The Louisville Film Society and Lexington Film League are working to help him find venues. Sellus said he’s also grateful to 21C in Louisville “for donating the use of a high-end projector at The Grand Theatre.”
Sellus said he plans for the movie to play at other film festivals, “and we will be distributing it online, ourselves. We don’t have to sell that many copies to make back our $10,000.”
He said he’s also working on another movie script, “a sustainable thriller.”
“Conventional wisdom says you have to live in Los Angeles or New York to make movies,” Sellus said. “That might have been true at one time but in the digital age it’s certainly less true.
“I insist it’s possible to create a full-blown, sustainable film career while staying here in Franklin County. That’s really the goal. We want to make big, blockbuster movies, lots of them.”
McNally agreed, saying, “I prefer to live here. I tolerate Washington. We’re going to give it our best shot.”
Sellus said he hopes to someday make movies with his younger brother, Wilson Bessinger, who has a degree in filmmaking from Bard College in New York and is living in Los Angeles.
Sellus’ wife, Jessie Bessinger, said Friday, “I’m excited for Sellus.

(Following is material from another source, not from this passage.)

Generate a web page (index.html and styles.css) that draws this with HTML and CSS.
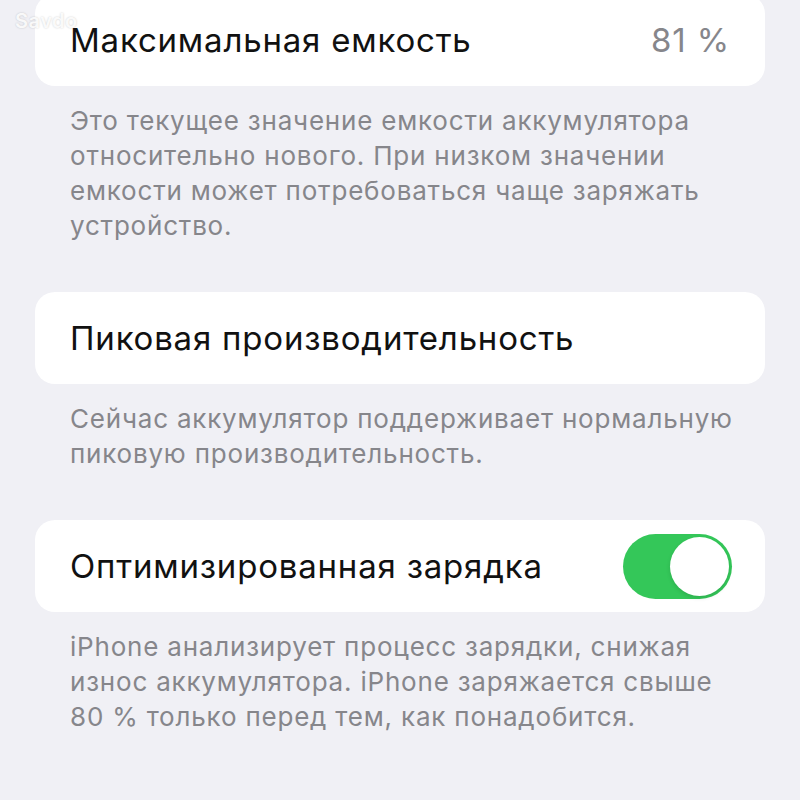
FILE: index.html
```html
<!DOCTYPE html>
<html lang="ru">
<head>
  <meta charset="UTF-8">
  <meta name="viewport" content="width=device-width, initial-scale=1">
  <title>Аккумулятор</title>
  <link rel="stylesheet" href="styles.css">
</head>
<body>

  <div class="watermark">Savdo</div>

  <div class="settings">
    <div class="group">
      <div class="cell">
        <span class="cell-title">Максимальная емкость</span>
        <span class="cell-value">81 %</span>
      </div>
      <p class="footer">Это текущее значение емкости аккумулятора относительно нового. При низком значении емкости может потребоваться чаще заряжать устройство.</p>
    </div>

    <div class="group">
      <div class="cell">
        <span class="cell-title">Пиковая производительность</span>
      </div>
      <p class="footer">Сейчас аккумулятор поддерживает нормальную пиковую производительность.</p>
    </div>

    <div class="group">
      <div class="cell">
        <span class="cell-title">Оптимизированная зарядка</span>
        <span class="switch on"><span class="knob"></span></span>
      </div>
      <p class="footer">iPhone анализирует процесс зарядки, снижая износ аккумулятора. iPhone заряжается свыше 80 % только перед тем, как понадобится.</p>
    </div>
  </div>

</body>
</html>
```

FILE: styles.css
```css
:root {
  --bg-color: #f0f0f5;
  --card-color: #ffffff;
  --text-color: #111111;
  --muted-color: #86868b;
  --green: #34c759;
}

* {
  box-sizing: border-box;
  margin: 0;
  padding: 0;
}

body {
  background-color: var(--bg-color);
  color: var(--text-color);
  font-family: 'Inter', 'Roboto', sans-serif;
  width: 800px;
  height: 800px;
  overflow: hidden;
  position: relative;
}

/* водяной знак поверх снимка */
.watermark {
  position: absolute;
  left: 15px;
  top: 11px;
  line-height: 20px;
  color: rgba(255, 255, 255, 0.9);
  font-size: 20px;
  font-weight: 600;
  letter-spacing: 0.5px;
  text-shadow: 0 0 2px rgba(0, 0, 0, 0.2);
  z-index: 2;
}

.settings {
  margin-top: -6px;
  padding: 0 35px;
}

.group {
  margin-bottom: 49px;
}

.cell {
  background-color: var(--card-color);
  border-radius: 20px;
  height: 92px;
  padding: 0 35px;
  display: flex;
  align-items: center;
  justify-content: space-between;
}

.cell-title {
  font-size: 33px;
  letter-spacing: 0.8px;
}

.cell-value {
  font-size: 33px;
  letter-spacing: 0.9px;
  color: var(--muted-color);
}

.footer {
  padding: 17px 15px 0 35px;
  font-size: 26px;
  letter-spacing: 0.8px;
  line-height: 35px;
  color: var(--muted-color);
}

.switch {
  width: 109px;
  height: 65px;
  border-radius: 33px;
  background: var(--green);
  display: flex;
  align-items: center;
  justify-content: flex-end;
  padding: 3px;
  margin-right: -2px;
}

.knob {
  width: 59px;
  height: 59px;
  border-radius: 50%;
  background: #fff;
  box-shadow: 0 2px 4px rgba(0, 0, 0, 0.12);
}
```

It’s a neat opportunity to get to show your movie in your hometown.”
She thought opening night “was a great success.”
A Purdue University environmental engineering graduate, Jessie is wet weather coordinator for the city sewer department.
She and Sellus took each other’s last name when they married in 2007, three years after the film was first shot.
Since she’s known him, filmmaking “has always been his passion and goal,” Jessie said. “He works really hard, and I do expect big things out of his movies at some point.”
Does she hope he becomes rich and famous?
Jessie laughed, while holding their 1-year-old daughter, Jamison Elise, in the lobby of the Grand.
“I’d like for him to be happy,” she said, smiling.
“And self-sustaining,” added Sellus.
In an interview a week earlier, Sellus was asked if one of his real dreams is to become rich and famous.
After a long pause, he said, “Not overtly, but I want to have a voice in the world and those are means to an end.”